At the starting bell, Fort is called to a neutral corner to be inspected by the doctor.  The doctor nods at Mark Nelson, and the fight resumes.  Barber goes back on the attack, but Fort nullifies it momentarily.  There’s a clinch, and another break.  Fort is retreating, Barber coming forward.  Barber knows what’s been working, and he’s reluctant to take a backward step.  Barber steps into a counter left from Fort, a small victory for Fort in a fight that isn’t going well.  Barber comes forward again and eats a jab from Fort, but he again comes forward.  Barber steps forward and swallows a jab – Is Fort coming out of his stupor?  Barber continues to come forward, but he’s missing with those power shots this round.  Ten seconds to go, and Fort throws a big right, Barber ducks under it, and Fort nearly topples over.  This observer is concerned for Cerresso Fort’s health.

There’s some confusion in the ring.  Has the fight been stopped?  Yes, on the doctor’s advice referee Mark Nelson has stopped this bout.  Romon Barber wins.

Robert Brant (now 17-0 with 11 kayos) defeats Lekan Byfield (now 6-11-2 with 1 kayo) by TKO at 2:19 in round 3 of 8 rounds scheduled.

Round 1

Brant comes out immediately shooting a serious jab that connects.  Byfield, not to be intimidated, throws back.  Brant is staying in close, looking to put on a show.  Byfield steps forward with a one-two.  Brant responds in kind, flurrying as he comes forward.  Brant has a major league jab, and he is using it – a lot.  Brant pursues Byfield to the ropes, landing a left-right-right.  Byfield waggles his tongue as he retreats.  Brant doesn’t want to be shown up, so he turns on the juice, battering Byfield, but Byfield is a serious fighter.  Brant is taking some chances now, trying to trap and pummel his belligerent opponent.  Brant lands a series of power shots, punctuating the attack with a reaching left hook on a retreating Byfield.  byfield loses his mouthguard.  Action resumes for a few seconds before the bell, Brant scoring with hard shots.

Round 2

Brant comes forward, looking to score, and Byfield lands a left-right, two very good punches. Brant shakes it off and resumes thattack.  There’s a roving exchange, and Brant gets the better of it, sending Byfield reeling.  Byfield lands an uppercut.  Brant comes forward, leaves himself unguarded, and Byfield scores.  Brant fires a fusillade of hot power shots, and Byfield is hurt.  Brant chases Byfield into the blue corner and rocks him with a series of fast and hard punches from both hands.  Byfield escapes momentarily, but Brant clobbers him with a right.  Byfield barely kept his feet after that.  Brant is coming forward.  Byfield jabs to the body, then throws some arm-swinging punches that have no effect.  Brant continues to attack, and though Byfield blocks some punches, he absorbs more.

Round 3

Byfield comes out swinging.  He’s regained his swagger.  He’s better stop sticking his tongue out, or it’ll get mailed home.  Byfield lands several power shots on Brant – Brant comes forward.  Brant steps forward and eats a big right hand that buckles his knees, but his eyes are impassive and he regains his footing.  Byfield is fighting in close, and Brant wants to sharpshoot him.  Brant steps in again, but he’s stopped short by a series of punches from different angles.  Brant steps through the counters, batters Byfield from angry angles, and drops him with a big left to the head.  Byfield is up before the count, but he’s wobbly.  Brant jumps on him, cracks him like an egg, and Byfield stumbles across the ring while referee Gary Miezwa chases him, trying to catch him while waving off the fight.  It’s over, TKO for Brant.
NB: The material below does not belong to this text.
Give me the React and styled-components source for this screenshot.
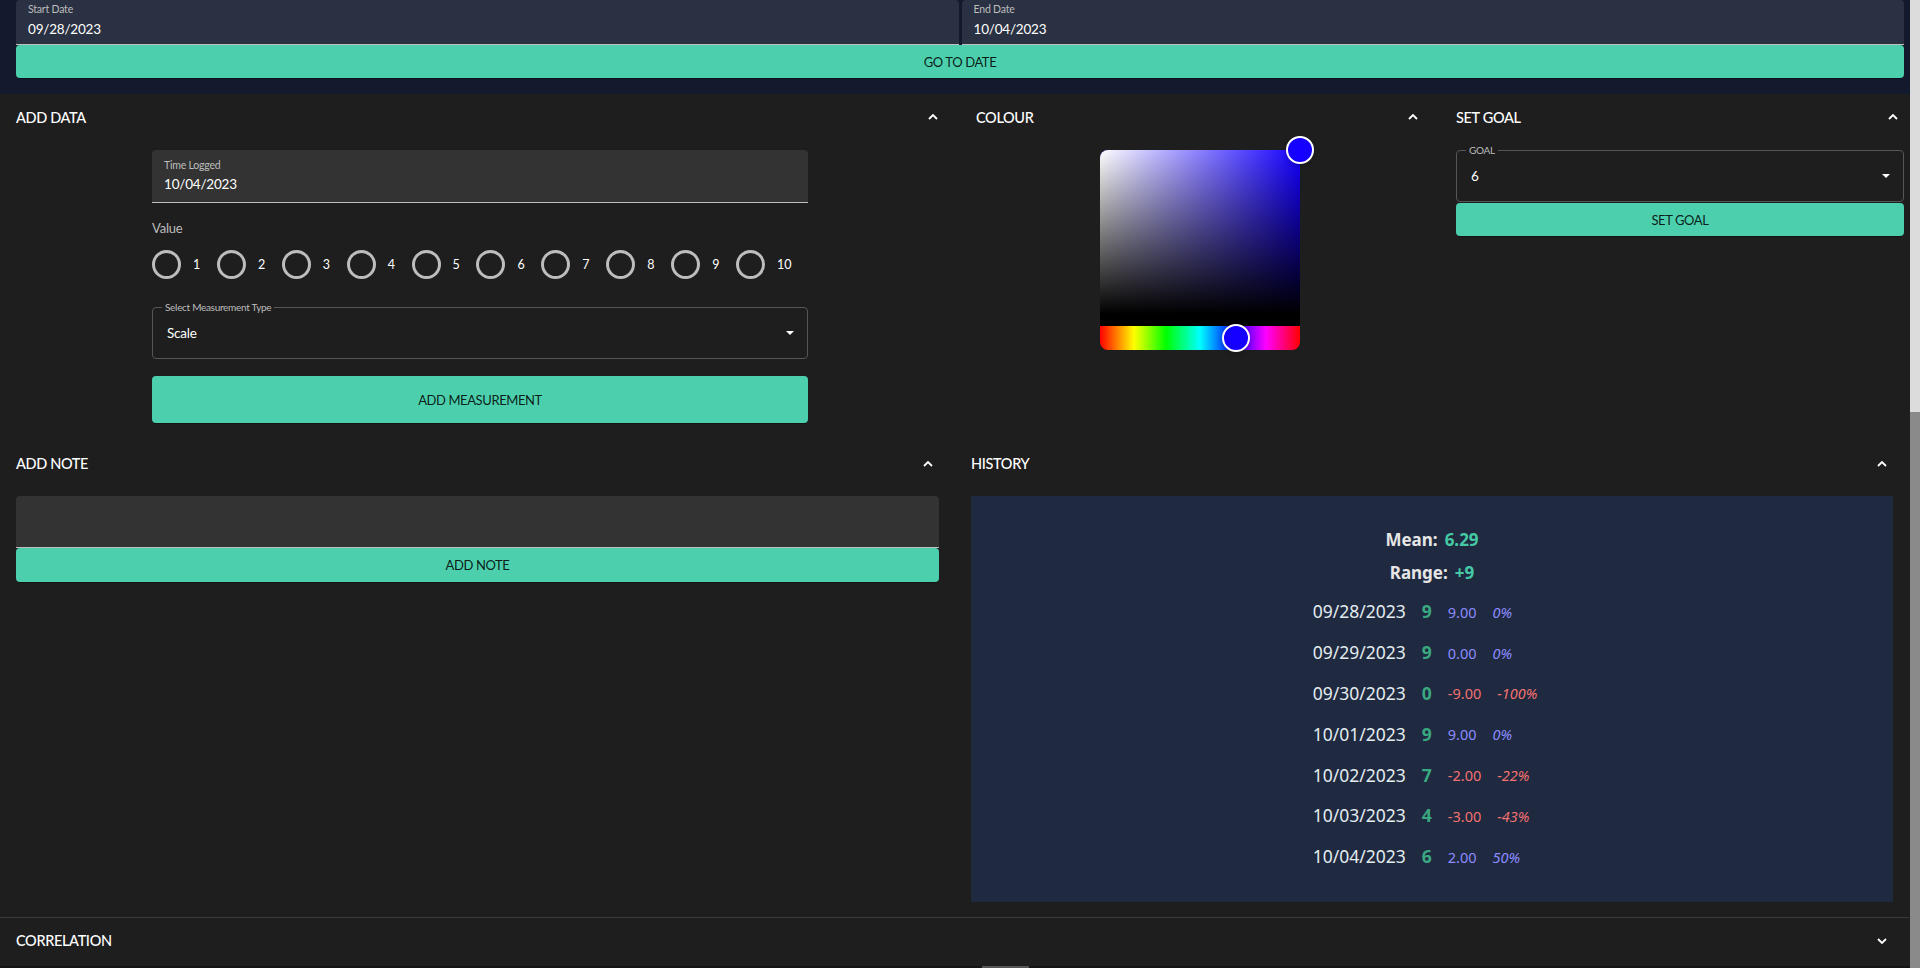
import React from "react";
import styled, { createGlobalStyle, css } from "styled-components";

const GlobalStyle = createGlobalStyle`
  html, body { margin: 0; padding: 0; background: #1e1e1e; overflow: hidden; }
  body { font-family: "Liberation Sans Narrow", "Lato", sans-serif; color: #fff; }
  * { box-sizing: border-box; }
`;

const Page = styled.div`
  width: 1920px;
  height: 968px;
  overflow: hidden;
  background: #1e1e1e;
`;

const DateBar = styled.div`
  background: #131a2e;
  padding: 0 16px 16px;
`;

const DateGrid = styled.div`
  display: grid;
  grid-template-columns: 1fr 1fr;
  column-gap: 3px;
`;

const FilledField = styled.div`
  display: flex;
  flex-direction: column;
  height: ${(p) => p.$h}px;
  padding: ${(p) => p.$pt}px 12px 0;
  background: ${(p) => (p.$tone === "navy" ? "#2a3142" : "#333333")};
  border-bottom: 1px solid #bdbdbd;
  border-radius: 4px 4px 0 0;
`;

const FieldLabel = styled.span`
  font-size: 10.5px;
  line-height: 12px;
  letter-spacing: -0.2px;
  color: #bdbdbd;
`;

const FieldValue = styled.span`
  font-size: 13.5px;
  line-height: 16px;
  letter-spacing: -0.2px;
  margin-top: ${(p) => p.$mt}px;
  color: #fff;
`;

const Button = styled.button`
  display: flex;
  align-items: center;
  justify-content: center;
  width: 100%;
  height: ${(p) => p.$h}px;
  margin-top: ${(p) => p.$mt || 0}px;
  border: none;
  border-radius: 4px;
  background: #4ccfad;
  color: rgba(0, 0, 0, 0.87);
  font-family: inherit;
  font-size: 13px;
  letter-spacing: -0.4px;
  text-transform: uppercase;
  box-shadow: 0 2px 1px -1px rgba(0, 0, 0, 0.2), 0 1px 1px rgba(0, 0, 0, 0.14);
  cursor: pointer;
`;

const TopRow = styled.div`
  display: grid;
  grid-template-columns: 960px 480px 480px;
`;

const MidRow = styled.div`
  display: grid;
  grid-template-columns: 955px 954px;
`;

const Panel = styled.section`
  display: flex;
  flex-direction: column;
  min-width: 0;
  ${(p) =>
    p.$divider &&
    css`
      border-top: 1px solid #3a3a3a;
      width: 1909px;
    `}
`;

const PanelHeader = styled.div`
  display: flex;
  align-items: center;
  justify-content: space-between;
  height: ${(p) => p.$h || 46}px;
  padding: 0 22px 0 16px;
`;

const Title = styled.h2`
  margin: 0;
  font-size: 14.5px;
  font-weight: 500;
  letter-spacing: -0.35px;
  color: #fff;
  text-transform: uppercase;
`;

const PanelBody = styled.div`
  padding: 10px 16px ${(p) => p.$pb || 16}px;
`;

const Centered = styled.div`
  width: ${(p) => p.$w}px;
  margin: 0 auto;
  display: flex;
  flex-direction: column;
`;

const SectionLabel = styled.span`
  margin-top: 15px;
  font-size: 13px;
  line-height: 20px;
  letter-spacing: -0.2px;
  color: #bdbdbd;
`;

const RadioRow = styled.div`
  display: flex;
  align-items: center;
  height: 42px;
  margin-top: 5px;
`;

const RadioItem = styled.label`
  display: flex;
  align-items: center;
  width: 64.9px;
  flex: none;
`;

const RadioCircle = styled.span`
  width: 29px;
  height: 29px;
  flex: none;
  border: 3px solid #bdbdbd;
  border-radius: 50%;
`;

const RadioText = styled.span`
  margin-left: 12px;
  font-size: 12.5px;
  color: #fff;
`;

const OutlinedSelect = styled.div`
  position: relative;
  display: flex;
  align-items: center;
  justify-content: space-between;
  height: 52px;
  margin-top: ${(p) => p.$mt || 0}px;
  padding: 0 14px;
  border: 1px solid #555555;
  border-radius: 4px;
`;

const NotchLabel = styled.span`
  position: absolute;
  top: -7px;
  left: 9px;
  padding: 0 3px;
  background: #1e1e1e;
  font-size: 10px;
  line-height: 12px;
  letter-spacing: -0.3px;
  color: #bdbdbd;
`;

const SelectValue = styled.span`
  font-size: 13.5px;
  letter-spacing: -0.2px;
  color: #fff;
`;

const Caret = styled.svg`
  flex: none;
  margin-right: -1px;
`;

const PickerWrap = styled.div`
  width: 200px;
  height: 200px;
  margin: 0 auto;
  display: flex;
  flex-direction: column;
`;

const Saturation = styled.div`
  position: relative;
  flex: 1;
  border-radius: 8px 8px 0 0;
  border-bottom: 12px solid #000;
  background: linear-gradient(to top, #000, rgba(0, 0, 0, 0)),
    linear-gradient(to right, #fff, rgba(255, 255, 255, 0)), ${(p) => p.$base};
`;

const HueBar = styled.div`
  position: relative;
  height: 24px;
  border-radius: 0 0 8px 8px;
  background: linear-gradient(
    to right,
    #f00 0%,
    #ff0 17%,
    #0f0 33%,
    #0ff 50%,
    #00f 67%,
    #f0f 83%,
    #f00 100%
  );
`;

const Pointer = styled.span`
  position: absolute;
  z-index: 2;
  width: 28px;
  height: 28px;
  transform: translate(-50%, -50%);
  border: 2px solid #fff;
  border-radius: 50%;
  box-shadow: 0 2px 4px rgba(0, 0, 0, 0.2);
  background: ${(p) => p.$color};
`;

const NoteArea = styled.div`
  height: 52px;
  background: #333333;
  border-bottom: 1px solid #bdbdbd;
  border-radius: 4px 4px 0 0;
`;

const StatsBox = styled.div`
  height: 406px;
  background: #1f2940;
  padding-top: 27px;
  display: flex;
  flex-direction: column;
  align-items: center;
  font-family: "Noto Sans", "Open Sans", sans-serif;
`;

const StatLine = styled.div`
  line-height: 33px;
  font-size: 17px;
  font-weight: 700;
  color: #e6e6e6;
`;

const StatValue = styled.span`
  margin-left: 7px;
  color: #45c9a5;
`;

const RowList = styled.div`
  margin-top: 2px;
  padding-right: 14px;
  display: flex;
  flex-direction: column;
  align-items: flex-start;
`;

const HistRow = styled.div`
  display: flex;
  align-items: center;
  height: 40.8px;
`;

const HistDate = styled.span`
  font-size: 17.5px;
  line-height: 24px;
  color: #e3ecef;
`;

const HistVal = styled.span`
  margin-left: 16px;
  font-size: 17.5px;
  line-height: 24px;
  font-weight: 700;
  color: #3aa880;
`;

const HistDiff = styled.span`
  margin-left: 16px;
  font-size: 14.5px;
  line-height: 24px;
  padding-top: 1px;
  font-style: ${(p) => (p.$italic ? "italic" : "normal")};
  color: ${(p) => (p.$neg ? "#f2726f" : "#8c8cff")};
`;

const ScrollTrack = styled.div`
  position: fixed;
  top: 0;
  right: 0;
  width: 10px;
  height: 968px;
  background: #dcdcdc;
  z-index: 10;
`;

const ScrollThumb = styled.div`
  position: absolute;
  left: 0;
  right: 0;
  top: 412px;
  bottom: 0;
  background: #8a8a8a;
`;

const HScroll = styled.div`
  position: fixed;
  left: 0;
  bottom: 0;
  width: 1910px;
  height: 2px;
  background: #141414;
  z-index: 10;
`;

const HThumb = styled.div`
  position: absolute;
  left: 982px;
  top: 0;
  width: 47px;
  height: 2px;
  background: #555;
`;

const Chevron = ({ down }) => (
  <svg width="10" height="6" viewBox="0 0 10 6" aria-hidden="true">
    <polyline
      points={down ? "1,1 5,5 9,1" : "1,5 5,1 9,5"}
      fill="none"
      stroke="#fff"
      strokeWidth="1.8"
    />
  </svg>
);

const DropCaret = () => (
  <Caret width="8" height="4" viewBox="0 0 8 4" aria-hidden="true">
    <polygon points="0,0 8,0 4,4" fill="#fff" />
  </Caret>
);

const history = [
  { d: "09/28/2023", v: 9, diff: "9.00", pct: "0%", neg: false },
  { d: "09/29/2023", v: 9, diff: "0.00", pct: "0%", neg: false },
  { d: "09/30/2023", v: 0, diff: "-9.00", pct: "-100%", neg: true },
  { d: "10/01/2023", v: 9, diff: "9.00", pct: "0%", neg: false },
  { d: "10/02/2023", v: 7, diff: "-2.00", pct: "-22%", neg: true },
  { d: "10/03/2023", v: 4, diff: "-3.00", pct: "-43%", neg: true },
  { d: "10/04/2023", v: 6, diff: "2.00", pct: "50%", neg: false },
];

const hue = 245;
const pickColor = `hsl(${hue}, 100%, 50%)`;

export default function App() {
  return (
    <Page>
      <GlobalStyle />
      <DateBar>
        <DateGrid>
          <FilledField $tone="navy" $h={45} $pt={3}>
            <FieldLabel>Start Date</FieldLabel>
            <FieldValue $mt={6}>09/28/2023</FieldValue>
          </FilledField>
          <FilledField $tone="navy" $h={45} $pt={3}>
            <FieldLabel>End Date</FieldLabel>
            <FieldValue $mt={6}>10/04/2023</FieldValue>
          </FilledField>
        </DateGrid>
        <Button $h={33}>Go to date</Button>
      </DateBar>

      <TopRow>
        <Panel>
          <PanelHeader>
            <Title>Add Data</Title>
            <Chevron />
          </PanelHeader>
          <PanelBody $pb={18}>
            <Centered $w={656}>
              <FilledField $h={53} $pt={9}>
                <FieldLabel>Time Logged</FieldLabel>
                <FieldValue $mt={5}>10/04/2023</FieldValue>
              </FilledField>
              <SectionLabel>Value</SectionLabel>
              <RadioRow>
                {[1, 2, 3, 4, 5, 6, 7, 8, 9, 10].map((n) => (
                  <RadioItem key={n}>
                    <RadioCircle />
                    <RadioText>{n}</RadioText>
                  </RadioItem>
                ))}
              </RadioRow>
              <OutlinedSelect $mt={22}>
                <NotchLabel>Select Measurement Type</NotchLabel>
                <SelectValue>Scale</SelectValue>
                <DropCaret />
              </OutlinedSelect>
              <Button $h={47} $mt={17}>Add Measurement</Button>
            </Centered>
          </PanelBody>
        </Panel>

        <Panel>
          <PanelHeader>
            <Title>Colour</Title>
            <Chevron />
          </PanelHeader>
          <PanelBody>
            <PickerWrap>
              <Saturation $base={pickColor}>
                <Pointer $color={pickColor} style={{ left: "100%", top: "0%" }} />
              </Saturation>
              <HueBar>
                <Pointer $color={pickColor} style={{ left: `${(hue / 360) * 100}%`, top: "50%" }} />
              </HueBar>
            </PickerWrap>
          </PanelBody>
        </Panel>

        <Panel>
          <PanelHeader>
            <Title>Set Goal</Title>
            <Chevron />
          </PanelHeader>
          <PanelBody>
            <OutlinedSelect>
              <NotchLabel>GOAL</NotchLabel>
              <SelectValue>6</SelectValue>
              <DropCaret />
            </OutlinedSelect>
            <Button $h={33} $mt={1}>Set goal</Button>
          </PanelBody>
        </Panel>
      </TopRow>

      <MidRow>
        <Panel>
          <PanelHeader $h={45}>
            <Title>Add Note</Title>
            <Chevron />
          </PanelHeader>
          <PanelBody>
            <NoteArea />
            <Button $h={34}>Add note</Button>
          </PanelBody>
        </Panel>

        <Panel>
          <PanelHeader $h={45}>
            <Title>History</Title>
            <Chevron />
          </PanelHeader>
          <PanelBody $pb={15}>
            <StatsBox>
              <StatLine>
                Mean:<StatValue>6.29</StatValue>
              </StatLine>
              <StatLine>
                Range:<StatValue>+9</StatValue>
              </StatLine>
              <RowList>
                {history.map((r) => (
                  <HistRow key={r.d}>
                    <HistDate>{r.d}</HistDate>
                    <HistVal>{r.v}</HistVal>
                    <HistDiff $neg={r.neg}>{r.diff}</HistDiff>
                    <HistDiff $neg={r.neg} $italic>
                      {r.pct}
                    </HistDiff>
                  </HistRow>
                ))}
              </RowList>
            </StatsBox>
          </PanelBody>
        </Panel>
      </MidRow>

      <Panel $divider>
        <PanelHeader $h={45}>
          <Title>Correlation</Title>
          <Chevron down />
        </PanelHeader>
      </Panel>

      <ScrollTrack>
        <ScrollThumb />
      </ScrollTrack>
      <HScroll>
        <HThumb />
      </HScroll>
    </Page>
  );
}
Al Sands (now 15-2 with 13 kayos) is defeated by Phil “The Drill” Williams (now 15-7 with 14 kayos) at 2:36 in round 1 of ten rounds scheduled.  Williams becomes the new Minnesota State Cruiserweight Champion.

Round 1

Sands throws first tonight, jab, jab, jab, double jab.  Nothing connects.  Williams ducks and jabs, and lands to the body.  Everything is jabs to start with, then Sands finally follows a jab with a straight right.  Williams stabs his foot forward and jabs to the body.  For the first time Williams turns his hips and throws a right, but it grazes Sands’ body.  Williams gets inside and throws a combination, but Sands counters and scores.  Williams sticks a hard jab to Sands’ midsection.  Williams steps and throws a left hook that lands on Sands neck and shoulder and staggers Sands.  He hesitates just a moment, then jumps on Sands.  Williams pounds Sands without mercy, beating him from pillar to post, and Sands staggers toward the ropes and then collapses.  Sands is up quickly, but has to hold on to a rope to stop from falling over, and referee Mark Nelson calls it!  TKO win for Williams, and Minnesota has a new cruiserweight champion.

Two Minnesota Fighters to Perform on TV in April

On April 11th, Caleb Truax challenges Danny Jacobs in New York City for Jacobs’ WBA World Middleweight Title. (This title represents what we used to call #1 contender, as the actual WBA “SUPER CHAMPION” is Gennady Golovkin.) This event will be televised on NBC.

Then on April 17th we have Robert Brant -vs TBA at Grand Casino Hinckley. Brant is a boxing prodigy – won a national amateur title within a year of putting on the gloves for the first time. Rumors are circulating that Brant is hoping to fight another local middleweight with impressive amateur credentials. This event will be televised on CBS Sports Network.